The southern part of today’s Lebanon from the Litani River and southward is, in historical terms, actually part of the Upper Galilee. In the language of the Bible, this area and also the area from its north to Sidon is called the regional name “Sidon.”
As Israel absorbs fatal rocket attacks by the Hezbollah Islamic organization, more and more Israelis are beginning to conclude that there is no chance for stability in the Middle East without territorial concessions by Israel’s neighbors.
However reluctant Lebanon, Syria, Jordan, and Egypt may be to return historical Jewish lands, they say, only such boldness, courage, and self-sacrifice on the part of the Arab states to come to a political settlement will achieve termination of war.
One expression of this growing segment is a movement of Israelis advocating Jewish settlement in southern Lebanon. They will hold their first meeting this week, including a demonstration and tour of the border with Lebanon.
One of the heads of the movement to settle Lebanon is Haifa resident Rabbi Eliyahu ben Asher,
who teaches history and Judaism, and is a fighter in the IDF reserves.
Explaining the movement’s goals, he wrote: “There is an iron law in modern Israeli history: Every place from which Israel withdraws becomes an enemy state of the most brutal kind. This is true in Gaza, and it is true in Lebanon.”
He continued: “We withdrew from Gaza in order to never see the Gazans again, and in the end we met them face-to-face in Ashkelon. We withdrew from Lebanon in order to never see Hezbollah again, and only God and Iran’s treacherous strategy saved us from meeting thousands of their trained fighters in Kiryat Shmona, Acre, Ma’alot, and Safed. The events in the south would have faded and been forgotten in the national memory in comparison.

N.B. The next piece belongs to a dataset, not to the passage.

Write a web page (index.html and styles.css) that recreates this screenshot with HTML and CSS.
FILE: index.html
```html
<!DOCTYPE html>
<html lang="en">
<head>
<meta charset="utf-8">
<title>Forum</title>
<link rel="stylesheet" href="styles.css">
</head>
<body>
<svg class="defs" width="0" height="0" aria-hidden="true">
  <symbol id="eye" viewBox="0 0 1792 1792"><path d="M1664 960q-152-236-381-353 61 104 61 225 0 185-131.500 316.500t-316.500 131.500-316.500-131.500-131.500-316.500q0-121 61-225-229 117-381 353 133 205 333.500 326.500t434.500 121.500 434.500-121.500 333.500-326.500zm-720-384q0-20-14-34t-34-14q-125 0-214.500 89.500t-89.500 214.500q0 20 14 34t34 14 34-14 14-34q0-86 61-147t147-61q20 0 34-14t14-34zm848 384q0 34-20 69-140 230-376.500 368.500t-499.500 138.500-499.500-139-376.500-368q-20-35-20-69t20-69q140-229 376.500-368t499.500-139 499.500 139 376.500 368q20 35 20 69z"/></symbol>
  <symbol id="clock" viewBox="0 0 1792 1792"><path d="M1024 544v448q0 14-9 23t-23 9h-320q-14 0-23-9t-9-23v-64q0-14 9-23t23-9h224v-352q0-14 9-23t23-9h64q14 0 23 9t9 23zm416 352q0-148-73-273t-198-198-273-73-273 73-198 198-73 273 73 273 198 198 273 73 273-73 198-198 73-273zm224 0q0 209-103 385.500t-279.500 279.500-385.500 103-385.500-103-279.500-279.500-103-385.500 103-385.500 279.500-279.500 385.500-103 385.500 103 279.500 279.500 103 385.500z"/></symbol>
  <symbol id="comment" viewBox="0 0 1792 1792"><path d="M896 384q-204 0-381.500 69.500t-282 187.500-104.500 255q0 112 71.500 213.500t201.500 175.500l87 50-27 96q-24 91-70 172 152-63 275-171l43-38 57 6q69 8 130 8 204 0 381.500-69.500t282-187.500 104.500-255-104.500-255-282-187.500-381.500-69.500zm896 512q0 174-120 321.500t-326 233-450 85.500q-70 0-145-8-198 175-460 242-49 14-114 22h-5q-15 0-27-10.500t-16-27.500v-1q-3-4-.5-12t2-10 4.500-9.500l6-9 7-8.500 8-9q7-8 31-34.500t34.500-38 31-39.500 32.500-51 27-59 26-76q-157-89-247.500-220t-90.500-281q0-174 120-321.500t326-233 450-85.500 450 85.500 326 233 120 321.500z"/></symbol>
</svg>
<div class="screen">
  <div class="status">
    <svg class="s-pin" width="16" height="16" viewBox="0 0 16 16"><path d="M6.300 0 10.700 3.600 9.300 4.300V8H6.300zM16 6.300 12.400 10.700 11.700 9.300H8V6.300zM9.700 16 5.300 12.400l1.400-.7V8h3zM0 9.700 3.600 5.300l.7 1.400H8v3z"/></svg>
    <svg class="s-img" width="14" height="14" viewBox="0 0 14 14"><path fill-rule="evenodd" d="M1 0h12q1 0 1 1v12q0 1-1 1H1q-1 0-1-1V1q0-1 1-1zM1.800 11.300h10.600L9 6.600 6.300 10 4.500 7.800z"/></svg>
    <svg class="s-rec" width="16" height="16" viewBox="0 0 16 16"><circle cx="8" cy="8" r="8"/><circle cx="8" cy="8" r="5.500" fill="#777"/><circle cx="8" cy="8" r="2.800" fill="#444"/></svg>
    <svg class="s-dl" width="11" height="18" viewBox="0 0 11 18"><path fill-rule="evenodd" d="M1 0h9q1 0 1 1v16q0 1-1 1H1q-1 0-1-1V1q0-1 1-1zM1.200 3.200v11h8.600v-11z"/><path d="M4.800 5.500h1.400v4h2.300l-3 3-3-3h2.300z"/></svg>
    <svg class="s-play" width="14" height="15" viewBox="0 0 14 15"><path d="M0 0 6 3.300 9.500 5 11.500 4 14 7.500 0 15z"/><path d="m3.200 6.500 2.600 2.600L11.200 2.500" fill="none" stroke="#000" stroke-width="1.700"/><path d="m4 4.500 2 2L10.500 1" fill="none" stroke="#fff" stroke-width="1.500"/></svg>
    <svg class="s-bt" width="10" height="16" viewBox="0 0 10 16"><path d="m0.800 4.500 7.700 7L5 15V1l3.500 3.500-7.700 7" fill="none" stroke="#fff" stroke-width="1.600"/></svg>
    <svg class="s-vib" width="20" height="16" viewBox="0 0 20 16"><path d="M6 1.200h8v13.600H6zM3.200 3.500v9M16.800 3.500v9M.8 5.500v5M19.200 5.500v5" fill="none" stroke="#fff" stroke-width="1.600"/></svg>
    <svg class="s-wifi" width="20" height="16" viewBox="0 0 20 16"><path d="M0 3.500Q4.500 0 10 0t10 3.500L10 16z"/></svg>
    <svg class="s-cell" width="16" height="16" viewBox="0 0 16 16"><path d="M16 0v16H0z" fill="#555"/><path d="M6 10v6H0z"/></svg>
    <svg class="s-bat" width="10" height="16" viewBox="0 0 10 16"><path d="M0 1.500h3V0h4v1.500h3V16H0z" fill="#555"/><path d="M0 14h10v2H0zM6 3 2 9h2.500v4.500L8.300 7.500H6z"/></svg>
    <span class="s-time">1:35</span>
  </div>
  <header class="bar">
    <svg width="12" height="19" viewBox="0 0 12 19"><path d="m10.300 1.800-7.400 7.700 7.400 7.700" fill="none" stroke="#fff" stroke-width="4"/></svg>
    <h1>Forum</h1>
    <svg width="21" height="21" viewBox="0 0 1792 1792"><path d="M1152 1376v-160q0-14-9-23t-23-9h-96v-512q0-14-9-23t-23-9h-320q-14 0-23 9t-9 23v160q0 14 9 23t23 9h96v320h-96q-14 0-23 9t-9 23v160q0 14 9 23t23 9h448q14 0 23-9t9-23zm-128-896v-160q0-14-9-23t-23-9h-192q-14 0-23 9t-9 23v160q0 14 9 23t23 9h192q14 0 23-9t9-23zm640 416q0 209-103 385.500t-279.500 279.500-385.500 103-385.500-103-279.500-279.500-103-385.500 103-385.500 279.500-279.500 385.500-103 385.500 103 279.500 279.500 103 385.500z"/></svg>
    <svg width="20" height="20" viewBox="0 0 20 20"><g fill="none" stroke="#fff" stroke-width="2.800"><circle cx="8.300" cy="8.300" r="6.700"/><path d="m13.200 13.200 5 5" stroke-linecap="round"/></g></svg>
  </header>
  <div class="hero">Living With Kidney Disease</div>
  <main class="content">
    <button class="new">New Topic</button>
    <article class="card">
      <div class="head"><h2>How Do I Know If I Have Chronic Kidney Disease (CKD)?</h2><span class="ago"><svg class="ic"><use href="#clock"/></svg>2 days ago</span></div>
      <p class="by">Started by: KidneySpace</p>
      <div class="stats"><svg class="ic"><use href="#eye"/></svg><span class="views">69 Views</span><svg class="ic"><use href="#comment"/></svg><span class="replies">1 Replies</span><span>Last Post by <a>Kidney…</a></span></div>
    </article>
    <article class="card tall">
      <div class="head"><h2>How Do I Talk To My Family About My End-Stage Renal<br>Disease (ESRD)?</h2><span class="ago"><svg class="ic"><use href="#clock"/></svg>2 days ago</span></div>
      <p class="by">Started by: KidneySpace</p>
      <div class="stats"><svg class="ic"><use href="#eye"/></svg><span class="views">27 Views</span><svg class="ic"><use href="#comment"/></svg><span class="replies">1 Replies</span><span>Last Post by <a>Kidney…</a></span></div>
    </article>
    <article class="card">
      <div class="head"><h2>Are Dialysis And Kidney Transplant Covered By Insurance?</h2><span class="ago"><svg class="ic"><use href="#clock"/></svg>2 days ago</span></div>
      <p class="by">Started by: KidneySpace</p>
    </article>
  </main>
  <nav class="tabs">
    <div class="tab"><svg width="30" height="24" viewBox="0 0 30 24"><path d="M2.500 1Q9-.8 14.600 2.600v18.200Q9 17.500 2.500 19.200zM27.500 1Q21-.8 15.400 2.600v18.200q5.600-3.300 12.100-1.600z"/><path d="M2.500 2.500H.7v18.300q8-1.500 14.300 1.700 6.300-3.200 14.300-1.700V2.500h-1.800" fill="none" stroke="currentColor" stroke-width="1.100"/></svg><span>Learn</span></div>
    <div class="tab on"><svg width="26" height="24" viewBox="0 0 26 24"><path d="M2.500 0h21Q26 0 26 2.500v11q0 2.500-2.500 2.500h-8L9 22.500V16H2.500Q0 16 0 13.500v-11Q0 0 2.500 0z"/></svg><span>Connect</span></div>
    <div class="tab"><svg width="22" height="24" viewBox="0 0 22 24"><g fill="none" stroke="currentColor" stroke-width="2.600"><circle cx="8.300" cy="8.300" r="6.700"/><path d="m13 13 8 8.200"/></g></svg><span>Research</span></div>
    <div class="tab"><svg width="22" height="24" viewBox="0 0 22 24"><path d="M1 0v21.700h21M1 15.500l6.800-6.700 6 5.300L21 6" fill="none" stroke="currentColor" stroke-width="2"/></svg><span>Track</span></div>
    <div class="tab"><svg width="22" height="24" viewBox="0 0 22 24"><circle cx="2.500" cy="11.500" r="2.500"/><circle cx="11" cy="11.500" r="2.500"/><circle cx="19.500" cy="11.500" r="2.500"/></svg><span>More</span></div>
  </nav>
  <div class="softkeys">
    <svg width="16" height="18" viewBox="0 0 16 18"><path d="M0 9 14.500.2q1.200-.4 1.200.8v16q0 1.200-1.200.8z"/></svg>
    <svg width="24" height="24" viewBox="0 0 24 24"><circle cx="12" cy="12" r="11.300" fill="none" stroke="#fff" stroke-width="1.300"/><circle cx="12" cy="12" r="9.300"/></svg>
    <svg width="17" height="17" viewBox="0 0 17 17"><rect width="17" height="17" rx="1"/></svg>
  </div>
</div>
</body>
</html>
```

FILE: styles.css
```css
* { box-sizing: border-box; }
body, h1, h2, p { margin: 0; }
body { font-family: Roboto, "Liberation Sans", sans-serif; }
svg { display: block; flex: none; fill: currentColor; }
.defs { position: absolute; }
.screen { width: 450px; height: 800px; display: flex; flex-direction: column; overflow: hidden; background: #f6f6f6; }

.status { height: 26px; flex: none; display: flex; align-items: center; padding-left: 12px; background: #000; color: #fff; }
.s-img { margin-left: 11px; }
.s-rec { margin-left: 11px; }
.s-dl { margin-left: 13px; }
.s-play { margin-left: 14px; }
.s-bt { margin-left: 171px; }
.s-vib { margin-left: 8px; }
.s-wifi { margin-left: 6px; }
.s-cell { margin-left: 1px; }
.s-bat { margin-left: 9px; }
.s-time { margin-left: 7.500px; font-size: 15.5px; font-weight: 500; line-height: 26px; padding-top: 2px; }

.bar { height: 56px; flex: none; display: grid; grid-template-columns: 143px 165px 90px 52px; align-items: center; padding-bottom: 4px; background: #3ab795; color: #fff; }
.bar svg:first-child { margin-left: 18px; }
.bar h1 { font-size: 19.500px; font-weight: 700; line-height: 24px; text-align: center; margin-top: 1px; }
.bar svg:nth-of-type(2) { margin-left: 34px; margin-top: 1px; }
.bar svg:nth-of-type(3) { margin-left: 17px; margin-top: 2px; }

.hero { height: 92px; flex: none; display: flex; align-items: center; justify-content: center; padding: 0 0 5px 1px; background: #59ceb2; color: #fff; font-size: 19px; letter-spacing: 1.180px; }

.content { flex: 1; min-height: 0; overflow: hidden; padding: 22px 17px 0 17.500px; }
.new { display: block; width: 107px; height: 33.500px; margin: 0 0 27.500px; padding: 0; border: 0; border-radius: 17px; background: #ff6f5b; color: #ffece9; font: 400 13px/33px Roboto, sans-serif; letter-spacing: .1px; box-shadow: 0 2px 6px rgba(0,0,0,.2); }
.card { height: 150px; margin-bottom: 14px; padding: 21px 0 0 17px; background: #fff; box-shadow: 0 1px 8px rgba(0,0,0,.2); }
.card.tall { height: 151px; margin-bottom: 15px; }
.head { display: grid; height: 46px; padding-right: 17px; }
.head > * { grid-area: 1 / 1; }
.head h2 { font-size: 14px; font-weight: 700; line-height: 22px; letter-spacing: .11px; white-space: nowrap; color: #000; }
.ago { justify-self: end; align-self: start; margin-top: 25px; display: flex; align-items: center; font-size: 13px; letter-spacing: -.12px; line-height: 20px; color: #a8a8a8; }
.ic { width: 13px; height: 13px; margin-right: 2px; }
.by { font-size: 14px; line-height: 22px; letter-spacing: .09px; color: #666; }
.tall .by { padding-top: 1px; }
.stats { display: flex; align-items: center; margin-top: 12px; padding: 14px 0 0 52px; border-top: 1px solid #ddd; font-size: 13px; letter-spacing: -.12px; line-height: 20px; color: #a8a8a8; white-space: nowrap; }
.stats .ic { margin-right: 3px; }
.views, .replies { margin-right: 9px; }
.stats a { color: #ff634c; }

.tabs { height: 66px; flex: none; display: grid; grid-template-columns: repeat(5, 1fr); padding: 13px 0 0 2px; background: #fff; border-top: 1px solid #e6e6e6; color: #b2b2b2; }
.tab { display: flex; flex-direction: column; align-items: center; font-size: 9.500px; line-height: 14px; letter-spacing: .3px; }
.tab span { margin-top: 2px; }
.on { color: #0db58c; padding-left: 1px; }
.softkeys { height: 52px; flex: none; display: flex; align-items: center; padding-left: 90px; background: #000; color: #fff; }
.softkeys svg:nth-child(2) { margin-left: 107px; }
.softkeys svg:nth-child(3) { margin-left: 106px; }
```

“From the desperate attempt of the State of Israel since the 1970s to establish southern Lebanon as an Israeli vassal under Christian leadership and Israeli protection, we have today come to a reality where a fortified Iranian army stands on our doorstep from the north, armed with over a hundred thousand missiles and vigilantly waiting for the opportunity to skin us alive in an invasion along the lines of Simchat Torah. South Lebanon has not forgotten the State of Israel, even if Israel has forgotten it.
“And what exactly is ‘South Lebanon’? It is simply the north of the Galilee. The clear natural border between Israel and the mountains of Lebanon runs through the Litani river – the greatest of Lebanon’s rivers – about which Moses said: ‘A land of springs and abysses flowing in the valley and the mountain.’ (Deuteronomy 8:7)

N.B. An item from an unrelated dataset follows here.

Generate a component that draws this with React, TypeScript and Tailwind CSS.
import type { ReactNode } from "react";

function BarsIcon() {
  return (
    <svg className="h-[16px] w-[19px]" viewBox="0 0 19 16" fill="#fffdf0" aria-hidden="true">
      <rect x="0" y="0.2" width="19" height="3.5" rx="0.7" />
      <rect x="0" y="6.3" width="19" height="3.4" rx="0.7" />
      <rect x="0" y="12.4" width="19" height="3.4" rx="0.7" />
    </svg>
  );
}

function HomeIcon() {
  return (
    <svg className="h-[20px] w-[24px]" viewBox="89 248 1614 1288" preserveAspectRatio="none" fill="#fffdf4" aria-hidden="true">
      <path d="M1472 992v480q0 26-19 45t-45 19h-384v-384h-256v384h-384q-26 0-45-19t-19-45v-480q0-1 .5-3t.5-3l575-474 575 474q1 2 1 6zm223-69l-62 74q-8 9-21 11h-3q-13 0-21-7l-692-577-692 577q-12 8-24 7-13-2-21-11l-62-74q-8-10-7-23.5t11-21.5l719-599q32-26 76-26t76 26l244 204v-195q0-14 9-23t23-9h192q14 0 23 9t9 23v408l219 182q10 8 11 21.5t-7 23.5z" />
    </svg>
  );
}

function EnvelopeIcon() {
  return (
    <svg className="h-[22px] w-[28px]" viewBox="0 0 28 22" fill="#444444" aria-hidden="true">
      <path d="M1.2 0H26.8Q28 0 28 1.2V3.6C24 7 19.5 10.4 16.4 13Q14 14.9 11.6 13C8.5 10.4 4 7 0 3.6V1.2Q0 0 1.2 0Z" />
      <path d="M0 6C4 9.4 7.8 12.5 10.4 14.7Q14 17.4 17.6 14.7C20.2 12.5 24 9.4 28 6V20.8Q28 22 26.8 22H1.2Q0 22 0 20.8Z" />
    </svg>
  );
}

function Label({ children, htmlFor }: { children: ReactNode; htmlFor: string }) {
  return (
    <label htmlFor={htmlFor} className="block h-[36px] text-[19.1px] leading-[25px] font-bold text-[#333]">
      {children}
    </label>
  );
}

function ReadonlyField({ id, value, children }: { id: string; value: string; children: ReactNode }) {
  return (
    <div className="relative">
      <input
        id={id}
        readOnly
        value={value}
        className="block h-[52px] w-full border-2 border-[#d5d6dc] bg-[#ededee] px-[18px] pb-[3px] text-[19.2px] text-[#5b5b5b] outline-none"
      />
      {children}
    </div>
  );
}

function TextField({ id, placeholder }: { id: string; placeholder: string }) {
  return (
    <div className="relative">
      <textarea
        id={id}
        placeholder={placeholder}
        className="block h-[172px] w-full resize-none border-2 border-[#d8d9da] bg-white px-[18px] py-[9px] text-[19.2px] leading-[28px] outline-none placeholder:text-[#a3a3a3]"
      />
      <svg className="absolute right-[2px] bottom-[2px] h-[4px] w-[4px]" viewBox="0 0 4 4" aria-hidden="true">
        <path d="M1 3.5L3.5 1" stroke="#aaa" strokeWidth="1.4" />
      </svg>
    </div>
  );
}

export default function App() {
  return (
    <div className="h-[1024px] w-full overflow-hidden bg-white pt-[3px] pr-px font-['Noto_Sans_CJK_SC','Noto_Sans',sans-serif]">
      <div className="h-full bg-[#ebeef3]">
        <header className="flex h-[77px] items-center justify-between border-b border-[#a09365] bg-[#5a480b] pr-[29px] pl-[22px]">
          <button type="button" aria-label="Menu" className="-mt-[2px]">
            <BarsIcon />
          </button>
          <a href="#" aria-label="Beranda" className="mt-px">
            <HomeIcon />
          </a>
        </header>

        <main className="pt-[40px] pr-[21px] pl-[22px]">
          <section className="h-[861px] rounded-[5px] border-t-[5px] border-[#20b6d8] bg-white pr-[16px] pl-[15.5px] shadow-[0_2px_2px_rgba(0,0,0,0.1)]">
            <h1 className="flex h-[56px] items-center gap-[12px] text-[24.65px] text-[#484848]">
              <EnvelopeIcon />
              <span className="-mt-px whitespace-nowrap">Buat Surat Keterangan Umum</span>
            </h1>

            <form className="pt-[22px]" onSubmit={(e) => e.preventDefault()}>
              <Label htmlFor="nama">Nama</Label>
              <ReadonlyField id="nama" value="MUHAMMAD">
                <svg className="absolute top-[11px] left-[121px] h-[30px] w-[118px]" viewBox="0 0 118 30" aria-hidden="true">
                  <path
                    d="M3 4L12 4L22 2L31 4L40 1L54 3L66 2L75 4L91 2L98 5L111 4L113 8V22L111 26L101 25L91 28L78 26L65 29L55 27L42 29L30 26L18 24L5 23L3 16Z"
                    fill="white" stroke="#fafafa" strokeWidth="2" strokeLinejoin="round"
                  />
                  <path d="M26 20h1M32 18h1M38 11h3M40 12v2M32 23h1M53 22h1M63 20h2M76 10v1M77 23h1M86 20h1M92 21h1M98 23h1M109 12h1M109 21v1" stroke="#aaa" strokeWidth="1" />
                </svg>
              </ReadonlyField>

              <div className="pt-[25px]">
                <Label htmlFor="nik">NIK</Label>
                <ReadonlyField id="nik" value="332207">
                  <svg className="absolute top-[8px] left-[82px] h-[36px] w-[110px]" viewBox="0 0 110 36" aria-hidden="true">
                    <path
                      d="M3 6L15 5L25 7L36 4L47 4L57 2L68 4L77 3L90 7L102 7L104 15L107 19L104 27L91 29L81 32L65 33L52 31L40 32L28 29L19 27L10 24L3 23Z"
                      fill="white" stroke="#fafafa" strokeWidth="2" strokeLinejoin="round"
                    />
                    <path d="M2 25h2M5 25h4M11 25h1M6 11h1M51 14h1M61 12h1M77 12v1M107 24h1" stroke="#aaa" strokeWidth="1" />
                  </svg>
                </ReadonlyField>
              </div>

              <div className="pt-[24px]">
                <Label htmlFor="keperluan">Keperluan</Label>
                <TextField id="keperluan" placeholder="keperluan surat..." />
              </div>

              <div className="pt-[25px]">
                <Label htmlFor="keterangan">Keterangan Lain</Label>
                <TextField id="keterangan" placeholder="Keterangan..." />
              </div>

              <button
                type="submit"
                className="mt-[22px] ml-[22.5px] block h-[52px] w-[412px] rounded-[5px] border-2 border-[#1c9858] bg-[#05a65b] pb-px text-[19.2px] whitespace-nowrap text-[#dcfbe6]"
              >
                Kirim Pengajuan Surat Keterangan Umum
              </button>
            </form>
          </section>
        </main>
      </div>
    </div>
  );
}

“Our current border with the ‘State of Lebanon’ – a state that does not actually exist or function – is the result of French trade and an attempt to increase the territory of their Christian protectorate at the expense of the British mandate – an attempt that turned on its creator. The Shia population of southern Lebanon eventually not only expelled most of the Christian population, but also turned Lebanon into an Iranian enclave.
“When looking at the border, there is no difference between the Lebanese Ramya and the Israeli Shtula, and there is no difference between the Lebanese Yaraon and the Israeli Kibbutz Yaraon. The current Israeli border is artificial just like the wall that Israel built along it in recent years. There is nothing sacred about the Sykes-Picot Agreements that created this border, and there is nothing defensible about a border that doesn’t even bother to consider mountain ranges and ravines – just a line on a map.
“Many times Israel realized that it had no choice but to invade Lebanon in order to ensure its security. In Operation Hiram in the War of Independence. In Operation Litani almost 50 years ago, and of course in the First Lebanon War, when we stayed in southern Lebanon for almost 20 years in a row.
“Throughout the years when Israel’s buffer zones existed, their security need was clear to the Israelis. If so, why did we ultimately retreat? Why couldn’t we hold on and pay the price? We withdrew because we did not settle the land. We withdrew because we did not treat Lebanon as the Land of Israel and as the homeland. Had we settled in the land of southern Lebanon in the first place, we would not have established an indefensible security strip then, and we would not be standing on the brink of an existential war with the Shiite state of southern Lebanon today.
“Today we stand on the brink of a major war with Shiite Lebanon. A war in which southern Lebanon will become a great battlefield and Israeli divisions will clear out the mountains. This time we need to come to Lebanon with a clear understanding and vision: Real Israeli control over the entire area south of the Litani – which will include civilian Jewish settlement – is key so that the sacrifice of those soldiers who storm Mount Lebanon not be in vain. Such Israeli control is the key to real security, that will come from real victory.”